There is reason to believe, however, that these claims are merely puffed-up speculation. In either case, the Supreme Court will have to draw a line in the sand somewhere. In fact, this is likely why they have chosen to review the case in the first place. The issues in Aereo are, at bottom, the progeny of ambiguities or inadequacies in the Copyright Act. Because copyright is so fundamental to intellectual-property-based industries, this fact inextricably links the policy considerations in Aereo to the technical issues of statutory interpretation. The court may turn a blind eye to these considerations, but it is not likely to do so.

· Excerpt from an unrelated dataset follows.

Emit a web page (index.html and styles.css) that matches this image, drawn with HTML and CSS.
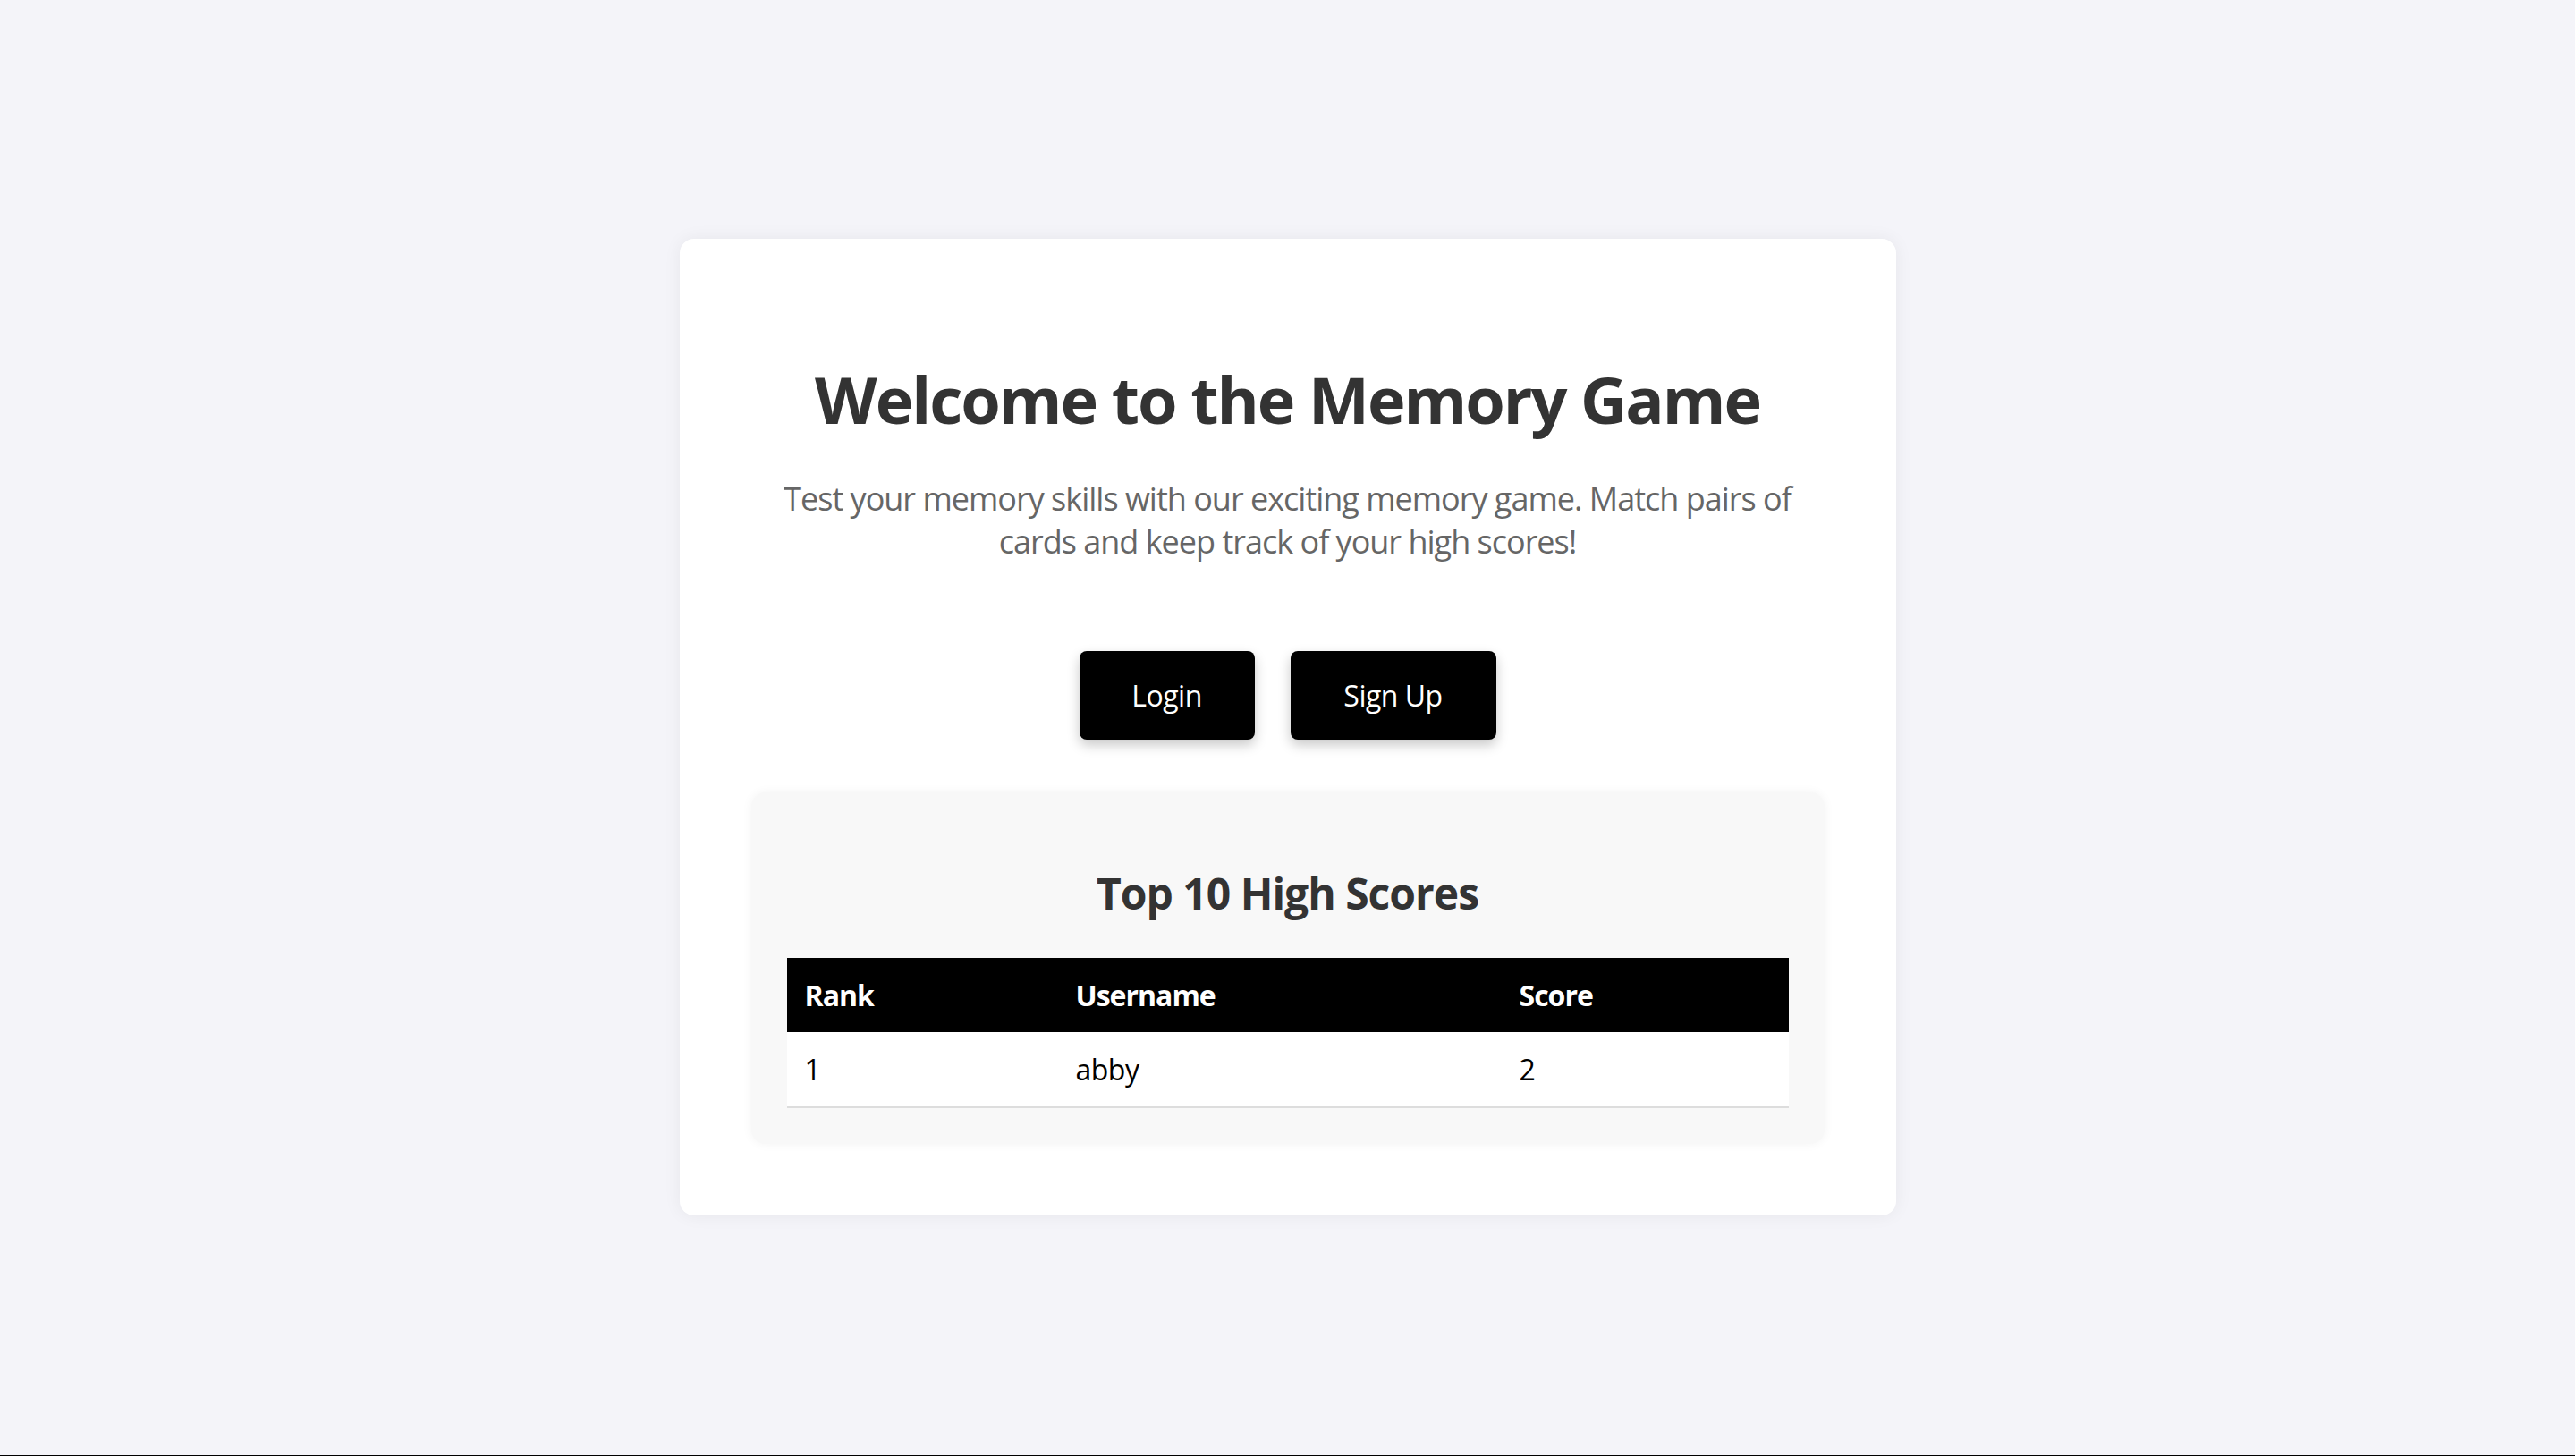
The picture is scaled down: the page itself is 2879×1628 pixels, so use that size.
FILE: index.html
```html
<!DOCTYPE html>
<html lang="en">
<head>
<meta charset="utf-8">
<title>Memory Game</title>
<link rel="stylesheet" href="styles.css">
</head>
<body>
<main class="card">
  <h1 class="title">Welcome to the Memory Game</h1>
  <p class="intro">Test your memory skills with our exciting memory game. Match pairs of cards and keep track of your high scores!</p>
  <div class="actions">
    <button class="btn btn-login">Login</button>
    <button class="btn btn-signup">Sign Up</button>
  </div>
  <section class="scores">
    <h2 class="scores-title">Top 10 High Scores</h2>
    <table class="score-table">
      <colgroup>
        <col class="col-rank">
        <col class="col-user">
        <col class="col-score">
      </colgroup>
      <thead>
        <tr><th>Rank</th><th>Username</th><th>Score</th></tr>
      </thead>
      <tbody>
        <tr><td>1</td><td>abby</td><td>2</td></tr>
      </tbody>
    </table>
  </section>
</main>
</body>
</html>
```

FILE: styles.css
```css
* { box-sizing: border-box; }

html, body { margin: 0; padding: 0; }

body {
  height: 1628px;
  background: #f4f4f9;
  border-bottom: 1px solid #000;
  display: flex;
  align-items: center;
  justify-content: center;
  font-family: "Open Sans", "Noto Sans", "Liberation Sans", sans-serif;
}

.card {
  width: 1360px;
  margin-bottom: 2px;
  padding: 80px;
  background: #ffffff;
  border-radius: 16px;
  box-shadow: 0 0 20px rgba(0, 0, 0, 0.06);
  text-align: center;
}

.title {
  margin: 51px 0 40px;
  font-size: 72px;
  line-height: 96px;
  font-weight: 700;
  color: #333;
  letter-spacing: -2px;
}

.intro {
  margin: 0 auto;
  font-size: 36px;
  line-height: 48px;
  color: #666;
  letter-spacing: -1px;
}

.actions {
  margin-top: 98px;
  display: flex;
  justify-content: center;
  gap: 40px;
}

.btn {
  height: 99px;
  padding: 28px 0;
  border: none;
  border-radius: 8px;
  background: #000;
  color: #fff;
  font-family: inherit;
  font-size: 32px;
  line-height: 43px;
  letter-spacing: -0.5px;
  box-shadow: 0 6px 14px rgba(0, 0, 0, 0.22);
  cursor: pointer;
}

.btn-login { width: 196px; }
.btn-signup { width: 230px; }

.scores {
  margin-top: 59px;
  padding: 40px;
  background: #f8f8f8;
  border-radius: 16px;
  box-shadow: 0 0 12px rgba(0, 0, 0, 0.05);
}

.scores-title {
  margin: 41px 0 40px;
  font-size: 48px;
  line-height: 64px;
  font-weight: 700;
  color: #333;
  letter-spacing: -1px;
}

.score-table {
  width: 100%;
  border-collapse: collapse;
  table-layout: fixed;
  text-align: left;
  font-size: 32px;
  line-height: 43px;
  letter-spacing: -0.5px;
}

.col-rank { width: 303px; }
.col-user { width: 496px; }
.col-score { width: 321px; }

.score-table th {
  padding: 20px;
  background: #000;
  color: #fff;
  font-weight: 700;
  letter-spacing: -1px;
}

.score-table td {
  padding: 20px;
  background: #fff;
  color: #000;
  border-bottom: 2px solid #ddd;
}
```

In the end, these extraneous factors will undoubtedly determine the angle from which the court will view the textual arguments.
Antonio Del Mastro holds a B.A. in Italian Studies in Tufts University. He has worked for the Massachusetts Attorney General, General Counsel of Northeastern University, and the Technology Department of Northeastern University, and is working in the legal department for BJ's Wholesale Club.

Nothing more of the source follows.